A cynical and successful business lawyer I know believes there are three universal questions within law firms: “Who’s boss?”, “How loyal are you?”, and “How long are you planning to stay with the firm?” Some might say that the mere act of considering these questions as paramount undercuts any real concern for colleagues. Still, from what I have seen, as a rainmaking and recruiting consultant, most firms include lawyers who work well together and like each other. However, when significant energy is spent on intra-firm power and money struggles the result is unhappy lawyers, or worse. Sometimes the power plays and money divisions are so intolerable to lawyers that they start to leave the firm. When enough people leave, it can start a dangerous downward spiral. Over the years, local and national law firms of varying sizes have been significantly harmed, and sometimes closed, over the issue of how authority and money is divided.
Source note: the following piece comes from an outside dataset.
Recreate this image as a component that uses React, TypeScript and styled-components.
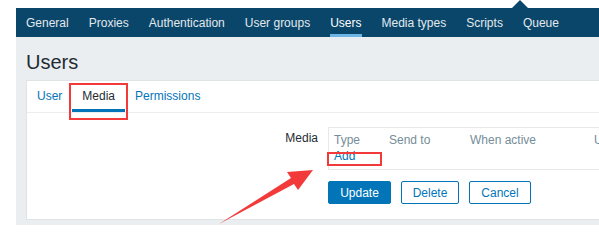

Since January is the month in which most law firms are considering how to divide their profits, it’s a good time to explore the compensation implications surrounding the harsh but crucial questions of who’s boss, how loyal the attorneys are to the firm and how long they expect to stay.
Frequently, client origination is given the highest weight in deciding partner compensation. Although I do not believe that is always the best model, (See: “The Ideal Law Firm Compensation System”), emphasizing client origination can work well, provided that clients are not tattooed to lawyers. When the lawyer who originally brings in a client retains all the client credit, even when doing little or no continuing work, the originator is inevitably resented. To run a firm with cooperative and contented partners, “client tattoos” must be removed; the wealth must be shared with at least some fairness.
Bringing in a client is a big deal. However, when other lawyers have nurtured, expanded or maintained the client relationship and worked hard with that client over the years, origination credit should diminish over time. This is especially true when the client is neither a relative nor a friend of the originator. In those cases, clients often transition into thinking one or more non-originators are his or her lawyers. Such clients can, and do, leave with the person who has become “their” lawyer, the person running their deals or litigations.
Tatooing clients to the lawyer who made the original connection encourages resentment from those who have taken over the hoeing and watering. Even when a client is unlikely to remove all of its work because the original procurer is a relative or friend, the disruption caused by departures of one or more of the client’s “service” partners hurts both the client and the firm. That client will often send at least some business to the new firm where the lawyer who worked with them has landed.
The exact factors to be considered in dividing a firm’s profits can legitimately vary from firm to firm. However, it is always a mistake, for the individuals involved and the firm as a whole, to place enormous weight on an introduction that occurred years ago, and particularly the lawyer has not continued to significantly work on that client’s matters.